Yes, well, let’s stop right there. America existed in the first part of the 20th century in an entirely different world than exists today. There were no terrorists capable of killing us. Oil came mostly from Texas or Oklahoma, much friendlier and more stable places than the Middle East, Venezuela or Russia.

We now import some 50 percent of our oil. We are at the mercy of conditions that are usually out of our control. If we were to have natural gas fueling our 18-wheelers, we would be back in control. Actually, we could resume shipping energy abroad. In recent years, we have found natural gas in abundance right here in America. Through technological developments such as hydraulic fracturing we have unlocked more energy than exists in all of Saudi Arabia. Let Iran or a gang of terrorists close down the Strait of Hormuz. We are still secure.

The Nat Gas Act now pending before Congress will extend and increase tax credits for natural gas and for fueling. The key clause calls for the orderly replacement of diesel-powered 18-wheeler semis and other heavy-duty vehicles with natural gas over a five- to seven-year period. It also gives tax incentives to truck-stop owners to supply natural gas. That will amount to a savings of 2.5 million barrels of oil a day.

Our reliance on oil from the Organization of Petroleum Exporting Countries (OPEC) will be cut by 50 percent. Mr. Pickens calls this “a game changer.” With our reliance on OPEC down by 50 percent, the oil producers will have to negotiate with us for the price they charge us for oil, not the other way around. What is more, we will have a breathing spell during which to find alternative sources of energy. That breathing spell could last a century or more. There is that much natural gas right here in America. Finally, the energy sector of our economy can and will produce thousands of high-quality jobs.

The way to justify the Nat Gas Act is via national security. American presidents since Jimmy Carter have called for America to be energy independent. They wanted us to drill for energy, to develop wind and solar, to expand our nuclear potential. Well, all that is fine, but the major justification should be national security. We spend in the neighborhood of $700 billion a year on national security. We can spend a few billion more.

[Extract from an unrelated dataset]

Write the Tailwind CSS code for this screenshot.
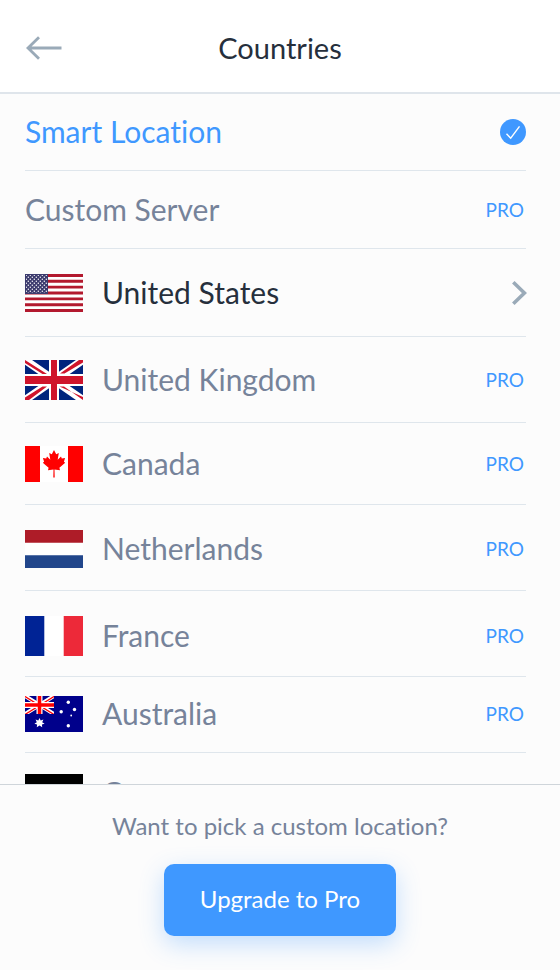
<!DOCTYPE html>
<html lang="en">
<head>
<meta charset="utf-8">
<meta name="viewport" content="width=device-width, initial-scale=1">
<title>Countries</title>
<script src="https://cdn.jsdelivr.net/npm/@tailwindcss/browser@4"></script>
</head>
<body class="flex h-screen flex-col bg-[#fcfcfc] font-['Lato','Liberation_Sans',sans-serif] text-[29px] leading-9 text-[#76839a] [font-variant-ligatures:none]">
  <header class="grid shrink-0 grid-cols-[1fr_auto_1fr] items-center border-b-2 border-[#dfe5eb] bg-white px-[26px] pt-[30px] pb-[26px]">
    <button type="button" aria-label="Back" class="justify-self-start">
      <svg class="block h-6 w-9" viewBox="0 0 36 24" fill="none" stroke="#9aaab8" stroke-width="2.8"><path d="M35.500 12H2M13 1.200L2 12l11 10.800"/></svg>
    </button>
    <h1 class="text-[#262f3c]">Countries</h1>
  </header>

  <main class="min-h-0 flex-1 overflow-hidden pr-[34px] pl-[25px] text-[30px] leading-[34px]">
    <ul>
      <li class="border-b border-[#dfe6ec]">
        <button type="button" class="flex w-full items-center justify-between py-5 text-[#3f98ff]">
          <span class="pb-0.5">Smart Location</span>
          <svg class="size-[26px]" viewBox="0 0 26 26" fill="none"><circle cx="13" cy="13" r="13" fill="#3f98ff"/><path d="M6.500 14.800l4.200 4.400L19.500 7.300" stroke="#fff" stroke-width="1.400"/></svg>
        </button>
      </li>
      <li class="border-b border-[#dfe6ec]">
        <button type="button" class="flex w-full items-center justify-between pt-[21px] pb-5">
          <span class="pb-0.5">Custom Server</span>
          <span class="pr-0.5 text-[19px] text-[#3f98ff]">PRO</span>
        </button>
      </li>
      <li class="border-b border-[#dfe6ec]">
        <button type="button" class="flex w-full items-center gap-[19px] pt-[25px] pb-6 text-[#262f3c]">
          <svg class="h-[38px] w-[58px]" viewBox="0 0 58 38">
            <defs>
              <pattern id="stars" width="4" height="4" patternUnits="userSpaceOnUse"><circle cx="1.300" cy="1.300" r=".7" fill="#fff"/><circle cx="3.300" cy="3.300" r=".7" fill="#fff"/></pattern>
            </defs>
            <path fill="#fff" d="M0 0h58v38H0z"/>
            <path stroke="#b3192e" stroke-width="2.920" d="M0 1.460h58M0 7.310h58M0 13.150h58M0 19h58M0 24.850h58M0 30.690h58M0 36.540h58"/>
            <path fill="#3c3b6e" d="M0 0h23v20H0z"/>
            <path fill="url(#stars)" d="M1 1h21v18H1z"/>
          </svg>
          <span class="pb-0.5">United States</span>
          <svg class="-mr-px ml-auto h-6 w-[15px]" viewBox="0 0 15 24" fill="none" stroke="#9aaab8" stroke-width="3.600"><path d="M1.300 1.300L12.400 12 1.300 22.700"/></svg>
        </button>
      </li>
      <li class="border-b border-[#dfe6ec]">
        <button type="button" class="flex w-full items-center gap-[19px] pt-[23px] pb-[22px]">
          <svg class="h-10 w-[58px]" viewBox="0 0 58 40">
            <path fill="#00247d" d="M0 0h58v40H0z"/>
            <path stroke="#fff" stroke-width="8" d="M0 0l58 40M58 0L0 40"/>
            <path fill="#cf142b" d="M0 0l22 14h-4.500L0 3zM58 0h-4L35 13.500h4.500L58 2.500zM0 40h4l18-13.500h-4.500L0 37.500zM58 40l-19-13.500h-4.500L58 37z"/>
            <path stroke="#fff" stroke-width="12" d="M0 20h58"/>
            <path stroke="#fff" stroke-width="10" d="M29 0v40"/>
            <path stroke="#cf142b" stroke-width="8" d="M0 20h58"/>
            <path stroke="#cf142b" stroke-width="6" d="M29 0v40"/>
          </svg>
          <span class="pb-0.5">United Kingdom</span>
          <span class="ml-auto pr-0.5 text-[19px] text-[#3f98ff]">PRO</span>
        </button>
      </li>
      <li class="border-b border-[#dfe6ec]">
        <button type="button" class="flex w-full items-center gap-[19px] pt-[23px] pb-[22px]">
          <svg class="h-9 w-[58px]" viewBox="0 0 58 36">
            <path fill="#fff" d="M0 0h58v36H0z"/>
            <path fill="#f00" d="M0 0h15v36H0zM43 0h15v36H43zM29 4l2.200 4.200 2.600-1.200-1.100 6.800 3.300-3.200.8 1.900 3.300-.5-1.200 3.800 1.300 1-5.800 5 .6 2.400-5.500-.8.200 8h-1.400l.2-8-5.500.8.600-2.400-5.800-5 1.300-1-1.200-3.800 3.300.5.800-1.900 3.300 3.200L24.200 7l2.600 1.200z"/>
          </svg>
          <span class="pb-0.5">Canada</span>
          <span class="ml-auto pr-0.5 text-[19px] text-[#3f98ff]">PRO</span>
        </button>
      </li>
      <li class="border-b border-[#dfe6ec]">
        <button type="button" class="flex w-full items-center gap-[19px] pt-[25px] pb-[22px]">
          <svg class="h-[38px] w-[58px]" viewBox="0 0 58 38">
            <path fill="#fff" d="M0 0h58v38H0z"/>
            <path fill="#ae1c28" d="M0 0h58v12.700H0z"/>
            <path fill="#21468b" d="M0 25.300h58V38H0z"/>
          </svg>
          <span class="pb-0.5">Netherlands</span>
          <span class="ml-auto pr-0.5 text-[19px] text-[#3f98ff]">PRO</span>
        </button>
      </li>
      <li class="border-b border-[#dfe6ec]">
        <button type="button" class="flex w-full items-center gap-[19px] pt-[25px] pb-5">
          <svg class="h-10 w-[58px]" viewBox="0 0 58 40">
            <path fill="#fff" d="M0 0h58v40H0z"/>
            <path fill="#002395" d="M0 0h19.300v40H0z"/>
            <path fill="#ed2939" d="M38.700 0H58v40H38.700z"/>
          </svg>
          <span class="pb-0.5">France</span>
          <span class="ml-auto pr-0.5 text-[19px] text-[#3f98ff]">PRO</span>
        </button>
      </li>
      <li class="border-b border-[#dfe6ec]">
        <button type="button" class="flex w-full items-center gap-[19px] pt-[19px] pb-5">
          <svg class="h-9 w-[58px]" viewBox="0 0 58 36">
            <defs><clipPath id="au-canton"><path d="M0 0h29v18H0z"/></clipPath></defs>
            <path fill="#00008b" d="M0 0h58v36H0z"/>
            <g clip-path="url(#au-canton)">
              <path stroke="#fff" stroke-width="4" d="M0 0l29 18M29 0L0 18"/>
              <path stroke="#f00" stroke-width="1.300" d="M0 .500l29 18M29 .500L0 18.500"/>
              <path stroke="#fff" stroke-width="6" d="M14.500 0v18M0 9h29"/>
              <path stroke="#f00" stroke-width="3.500" d="M14.500 0v18M0 9h29"/>
            </g>
            <path fill="#fff" d="M14.500 22l1.200 2.500 2.700-.9-1.200 2.600 2.400 1.500-2.700.7.300 2.900-2.700-1.900-2.700 1.900.3-2.900-2.700-.7 2.400-1.500-1.200-2.600 2.700.9z"/>
            <g fill="#fff"><circle cx="43.300" cy="6.300" r="1.700"/><circle cx="36.200" cy="15.800" r="1.700"/><circle cx="49.500" cy="13.500" r="1.700"/><circle cx="46.200" cy="19.500" r=".9"/><circle cx="43.300" cy="29.800" r="1.700"/></g>
          </svg>
          <span class="pb-0.5">Australia</span>
          <span class="ml-auto pr-0.5 text-[19px] text-[#3f98ff]">PRO</span>
        </button>
      </li>
      <li class="border-b border-[#dfe6ec]">
        <button type="button" class="flex w-full items-center gap-[19px] pt-[21px] pb-5">
          <svg class="h-[38px] w-[58px]" viewBox="0 0 58 38">
            <path d="M0 0h58v12.700H0z"/>
            <path fill="#d00" d="M0 12.700h58v12.600H0z"/>
            <path fill="#ffce00" d="M0 25.300h58V38H0z"/>
          </svg>
          <span class="pb-0.5">Germany</span>
          <span class="ml-auto pr-0.5 text-[19px] text-[#3f98ff]">PRO</span>
        </button>
      </li>
    </ul>
  </main>

  <footer class="flex shrink-0 flex-col items-center gap-5 border-t border-[#cfd5da] px-6 pt-[23px] pb-[34px] text-[24px] leading-9">
    <p>Want to pick a custom location?</p>
    <button type="button" class="rounded-[10px] bg-[#3f98ff] px-9 pt-[17px] pb-[19px] text-white shadow-[0_8px_24px_rgba(63,152,255,0.3)]">Upgrade to Pro</button>
  </footer>
</body>
</html>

America is vulnerable to terrorists, Middle Eastern instability and unfriendly powers around the world. We have a kind of miracle that has been developed over the past few years, natural gas. By passing the Nat Gas Act now we can end these threats against us. We can become an energy exporter. The bill now has 180 co-sponsors in the House. Seventy-two are Republicans. This is one act of bipartisanship that can make a huge difference in our nation’s security. The time to act is now.

R. Emmett Tyrrell Jr. is founder and editor-in-chief of the American Spectator and an adjunct scholar at the Hudson Institute. He is the author of the forthcoming “The Death of Liberalism” (Thomas Nelson).